A few things to note:

  • Domain registration was $12 (35%).
  • 2,834,386 SQS requests was $1.13 (3%)
  • $4.82 (14%) was because I went above the free tier on DynamoDB. I'd cranked this up high to load the million voters into the DynamoDB Voters table without throttling. I also loaded the table twice.
  • Data Transfer was $0.20 (0.6%).
  • $10.25 (30%) was the API Gateway. During the simulation I ended up sending 2,929,659 requests.
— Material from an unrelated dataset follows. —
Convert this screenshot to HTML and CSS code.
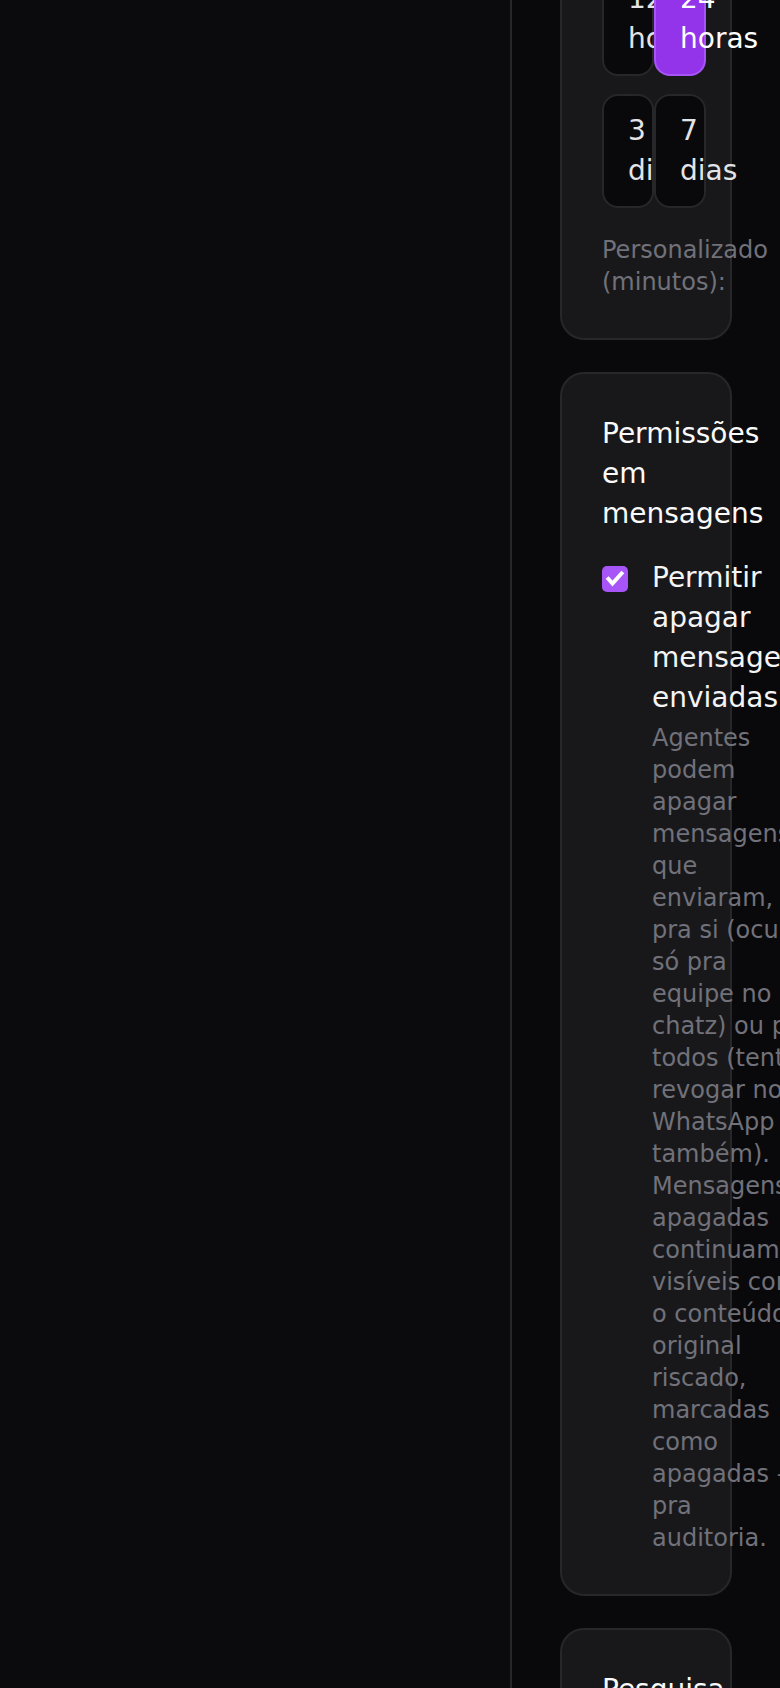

I did a few practice runs, so this is higher than the number of voters.
  • $0.26 (0.7%) was Lambda.
  • KMS was $1.15 (3%) and primarily from KMS requests.

Website

A static website hosted on S3 with a simple example UI of how voters interact with the API is located at https://election.tylerp.xyz/.
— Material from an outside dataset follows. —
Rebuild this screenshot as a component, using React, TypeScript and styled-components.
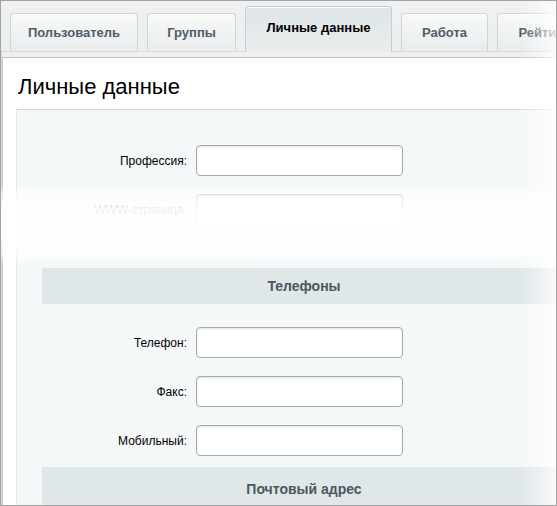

A JSON API endpoint with real-time results is located at https://election.tylerp.xyz/votes.

website

Disclaimers

  • This demo doesn't take into account whether online/electronic voting should be done, just how it could be done with current AWS services. The web is full of opinions, if you're looking for that.
  • The code currently doesn't support write-in votes and assumes that five presidential candidates (Trump, Clinton, Johnson, Stein, McMullin) are on the ballot in every state, which isn't the case.
  • While the results are broken down by state, this demo assumes shifting the management of the election to some sort of central federal agency that manages voting across the country instead of the individual states' responsibility.
  • There's a ton of additional functionality and services that could be setup and used (CloudWatch alarms for notifications of issues, GuardDuty and CloudTrail for security, etc.) that isn't included. I timeboxed many parts of this demo for the sake of being able to have a finishing point.